En 2009, la crise des subprimes pousse de nouveau la FED à intervenir. Entre 2008 et mi 2009, elle abaisse son taux directeur proche de 0 % et fournit 1750 milliards de dollars aux banques et investisseurs financiers, en leur rachetant les créances subprimes. La masse monétaire (M2) augmente donc entre mars 2008 à janvier 2010, avec un pic d’augmentation jusqu’à 15,2 % sur un an entre juin 2008 et juin 2009.
Cela marque le début de la politique de quantitative easing de la FED, qui dure jusqu’en octobre 2014 et engendre l’augmentation quasiment continue de la masse monétaire sur cette période. Trois politiques de Quantitative easing successives sont menées : Q1 de 2008 à mi-2009, Q2 de novembre 2010 à juin 2011, puis Q3 de 2012 à octobre 2014.
En 2020, la pandémie mondiale provoque une augmentation spectaculaire de la masse monétaire, notamment en raison des mesures décidées par la FED. La banque centrale américaine abaisse en effet son taux directeur entre 0 % et 0,25 % et rachète plus de 1300 milliards de dollars de bons du Trésor entre le 15 mars et le 22 avril 2020. Cette injection de liquidités fait augmenter M2 de 34,2 % sur un an, entre juin 2019 et juin 2020. La FED continue ensuite son rachat mensuel de 120 milliards de dollars de bons du Trésor américain jusqu’au mois de novembre 2021, à partir duquel elle réduit le montant de ce rachat de 15 milliards de dollars par mois.
Depuis 2009, la préférence pour l’épargne liquide
L’analyse du taux d’évolution de la masse monétaire par sous-agrégats permet de voir la préférence des agents économiques pour de la monnaie plus ou moins liquide. Le graphique ci-dessous fait ainsi apparaître un renversement de tendance dans la préférence des ménages et des entreprises américaines, qui depuis une décennie sont davantage attirés par une épargne très liquide.
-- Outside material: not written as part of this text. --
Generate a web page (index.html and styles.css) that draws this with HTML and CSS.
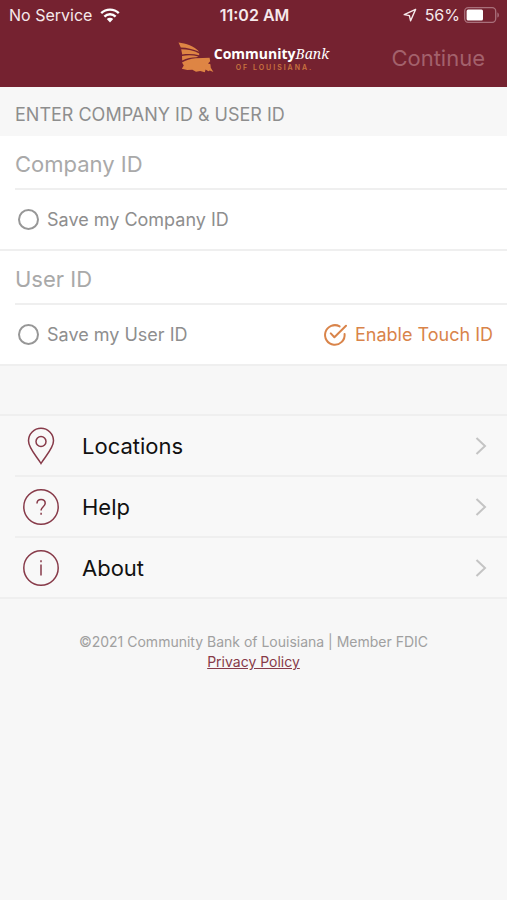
FILE: index.html
```html
<!DOCTYPE html>
<html lang="en">
<head>
<meta charset="utf-8">
<meta name="viewport" content="width=device-width, initial-scale=1">
<title>Community Bank of Louisiana</title>
<link rel="stylesheet" href="styles.css">
</head>
<body>
<header class="top">
  <div class="status">
    <div class="status-left">
      <span>No Service</span>
      <svg width="20" height="15" viewBox="0 0 20 15" aria-hidden="true">
        <g fill="none" stroke="#fff" stroke-width="2.4">
          <path d="M1.2 5.2a12.6 12.6 0 0 1 17.6 0"/>
          <path d="M4.4 8.6a8 8 0 0 1 11.2 0"/>
        </g>
        <path d="M6.8 11a4.6 4.6 0 0 1 6.4 0L10 14.4z" fill="#fff"/>
      </svg>
    </div>
    <span class="time">11:02 AM</span>
    <div class="status-right">
      <svg class="arrow" width="14" height="14" viewBox="0 0 14 14" fill="none" stroke="#f6e9eb" stroke-width="1.4" stroke-linejoin="round" aria-hidden="true">
        <path d="M12.600 1.400L1.200 6.600l5.200 1 1.200 5.200z"/>
      </svg>
      <span>56%</span>
      <svg width="36" height="16" viewBox="0 0 36 16" aria-hidden="true">
        <rect x=".7" y=".7" width="31" height="14.6" rx="3.5" fill="none" stroke="#a9707b" stroke-width="1.3"/>
        <rect x="2.6" y="2.6" width="16.4" height="10.8" rx="1.5" fill="#fff"/>
        <path d="M33.4 5.4c2 .6 2 4.600 0 5.200z" fill="#a9707b"/>
      </svg>
    </div>
  </div>
  <nav class="nav">
    <div class="logo">
      <svg width="36" height="32" viewBox="0 0 36 32" fill="#de8544" aria-hidden="true">
        <path d="M.5.400C8 1.200 16 3.600 21.300 9.800 15 7 9 5.800 2.800 5.600z"/>
        <path d="M3.200 7.200c6.200 0 12.800 1.200 18 4.400v1.600c-5.400-1.400-11-1.600-17 -.8z"/>
        <path d="M4 14c5.600-1 11.200-.8 16.400.4l-2 .8c-5 0-9.600 1-14.200 3.400z"/>
        <path d="M4 20.400c3.800-2.200 8.400-3.800 13.600-4.200l14-.4.600 3.400-2.200 2.400 2.400.6.400 3.600 2.600 4.200-3.600-1.600-1.400.8-2.800-1.600-.8 2.600-4.600-1.200-4.200.8-3.600-2-5.200.2-5.400-1.200 2-3.200z"/>
      </svg>
      <div class="wordmark">
        <div class="bank"><b>Community</b><i>Bank</i></div>
        <div class="state">OF LOUISIANA.</div>
      </div>
    </div>
    <button class="continue" type="button" disabled>Continue</button>
  </nav>
</header>

<main>
  <form>
    <h1 class="heading">ENTER COMPANY ID &amp; USER ID</h1>
    <div class="group">
      <input class="field" type="text" placeholder="Company ID" aria-label="Company ID">
      <div class="options">
        <label class="option"><input class="tick" type="checkbox">Save my Company ID</label>
      </div>
    </div>
    <div class="group">
      <input class="field" type="text" placeholder="User ID" aria-label="User ID">
      <div class="options">
        <label class="option"><input class="tick" type="checkbox">Save my User ID</label>
        <label class="option touch">
          <input class="cover" type="checkbox" checked>
          <svg width="24" height="24" viewBox="0 0 24 24" fill="none" stroke="#d9844a" stroke-width="2" stroke-linecap="round" stroke-linejoin="round" aria-hidden="true">
            <path d="M16.600 3.400A9.800 9.800 0 1 0 21.600 11"/>
            <path d="M7.800 10.400l3.600 3.800L23 2.800"/>
          </svg>
          Enable Touch ID
        </label>
      </div>
    </div>
  </form>

  <ul class="menu">
    <li><a href="#locations">
      <svg class="icon" width="38" height="38" viewBox="0 0 38 38" aria-hidden="true">
        <path d="M19 36.500C15 29.500 6.500 21.500 6.500 13.800a12.500 12.500 0 0 1 25 0C31.500 21.500 23 29.500 19 36.500z"/>
        <circle cx="19" cy="14.500" r="5"/>
      </svg>
      <span class="label">Locations</span>
      <svg class="chevron" width="12" height="20" viewBox="0 0 12 20" aria-hidden="true"><path d="M1.500 2l8.500 8-8.500 8"/></svg>
    </a></li>
    <li><a href="#help">
      <svg class="icon" width="38" height="38" viewBox="0 0 38 38" aria-hidden="true">
        <circle cx="19" cy="19" r="17.200"/>
        <path d="M15 15.400c0-2.600 1.700-4 4.100-4s4.100 1.500 4.100 3.800c0 3.400-4.100 3.600-4.100 7.200"/>
        <path d="M19.100 24.800v2"/>
      </svg>
      <span class="label">Help</span>
      <svg class="chevron" width="12" height="20" viewBox="0 0 12 20" aria-hidden="true"><path d="M1.500 2l8.500 8-8.500 8"/></svg>
    </a></li>
    <li><a href="#about">
      <svg class="icon" width="38" height="38" viewBox="0 0 38 38" aria-hidden="true">
        <circle cx="19" cy="19" r="17.200"/>
        <path d="M19 15.500v11M19 11.200v2"/>
      </svg>
      <span class="label">About</span>
      <svg class="chevron" width="12" height="20" viewBox="0 0 12 20" aria-hidden="true"><path d="M1.500 2l8.500 8-8.500 8"/></svg>
    </a></li>
  </ul>
</main>

<footer class="footer">
  <div>©2021 Community Bank of Louisiana | Member FDIC</div>
  <a href="#privacy">Privacy Policy</a>
</footer>
</body>
</html>
```

FILE: styles.css
```css
* {
  box-sizing: border-box;
}

body {
  margin: 0;
  min-height: 100vh;
  background: #f7f7f7;
  font-family: Inter, "Liberation Sans", sans-serif;
  color: #111;
}

.top {
  background: #752230;
  color: #fff;
}

.status {
  display: grid;
  grid-template-columns: 1fr auto 1fr;
  align-items: center;
  height: 30px;
  padding: 0 7px 0 9px;
  font-size: 16px;
  color: #f6e9eb;
}

.status-left,
.status-right {
  display: flex;
  align-items: center;
  gap: 8px;
}

.status-right {
  justify-content: flex-end;
  gap: 4px;
}

.arrow {
  margin-right: 4px;
}

.time {
  font-weight: 600;
}

.nav {
  display: grid;
  grid-template-columns: 1fr auto 1fr;
  align-items: center;
  height: 57px;
  padding: 0 22px 2px;
}

.logo {
  grid-column: 2;
  display: flex;
  align-items: center;
}

.wordmark {
  display: flex;
  flex-direction: column;
  align-items: center;
}

.bank {
  display: flex;
  align-items: baseline;
  font: 14px/20px "Open Sans", sans-serif;
}

.bank i {
  font-family: "Noto Serif", "DejaVu Serif Condensed", "Liberation Serif", serif;
}

.state {
  padding-left: 6px;
  font-size: 7px;
  line-height: 8px;
  font-weight: 600;
  letter-spacing: 2px;
  color: #c9733f;
}

.continue {
  justify-self: end;
  border: 0;
  padding: 0;
  background: none;
  font: 22px/28px Inter, sans-serif;
  color: #a3616c;
}

.heading {
  margin: 0;
  padding: 18px 15px 11px;
  font-size: 18px;
  line-height: 20px;
  font-weight: 400;
  color: #8e8e8e;
}

.group {
  padding-left: 15px;
  background: #fff;
  border-bottom: 2px solid #efefef;
}

.field {
  display: block;
  width: 100%;
  height: 54px;
  padding: 4px 0 0;
  border: 0;
  border-bottom: 2px solid #efefef;
  border-radius: 0;
  outline: 0;
  background: none;
  font: 22px/28px Inter, sans-serif;
  color: #111;
}

.field::placeholder {
  color: #a9a9a9;
  opacity: 1;
}

.options {
  display: flex;
  align-items: center;
  justify-content: space-between;
  height: 59px;
  padding: 0 14px 0 3px;
}

.option {
  display: flex;
  align-items: center;
  gap: 8px;
  font-size: 18px;
  line-height: 24px;
  color: #8e8e8e;
}

.tick {
  appearance: none;
  width: 21px;
  height: 21px;
  margin: 0;
  border: 2px solid #979797;
  border-radius: 50%;
}

.tick:checked {
  background: #979797;
}

.touch {
  position: relative;
  color: #d9844a;
}

.cover {
  position: absolute;
  inset: 0;
  width: 100%;
  height: 100%;
  margin: 0;
  opacity: 0;
}

.menu {
  list-style: none;
  margin: 48px 0 0;
  padding: 0;
  border-top: 2px solid #efefef;
  border-bottom: 2px solid #efefef;
  background: #f8f8f8;
}

.menu li {
  padding-left: 15px;
}

.menu a {
  display: flex;
  align-items: center;
  height: 59px;
  padding: 0 20px 0 7px;
  color: #111;
  text-decoration: none;
}

.menu li + li a {
  height: 61px;
  border-top: 2px solid #efefef;
}

.icon {
  fill: none;
  stroke: #873a49;
  stroke-width: 1.5;
}

.label {
  flex: 1;
  margin-left: 22px;
  font-size: 22px;
  line-height: 28px;
}

.chevron {
  fill: none;
  stroke: #c4c4c4;
  stroke-width: 2;
}

.footer {
  padding: 33px 15px;
  text-align: center;
  font-size: 14px;
  line-height: 20px;
  color: #a0a0a0;
}

.footer a {
  color: #873a49;
}
```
En effet, entre avril 1995 et octobre 2008, la croissance annuelle moyenne du sous-agrégat M2-M1 était supérieure à la croissance de M1, représentant la monnaie la plus liquide. C’est à partir de 2009 qu’une dynamique différente s’installe et les agents économiques américains se mettent à préférer la monnaie très liquide. Entre 2009 et 2020, la croissance de M1 est supérieure à celle de M2-M1.


En avril 2020, avec le nouveau programme de Quantitative Easing lancé par la FED, la croissance de M1 a été portée à 29,6 % sur un an, contre une croissance de 16 % pour M2-M1. L’épargne américaine tend donc bien à devenir de plus en plus liquide. Cependant, en mai 2020, la Fed intègre les comptes sur livrets — comptabilisés dans l’agrégat M2-M1 — à l’agrégat M1. Il sera donc désormais plus difficile de mesurer la préférence des agents économiques américains pour la liquidité monétaire.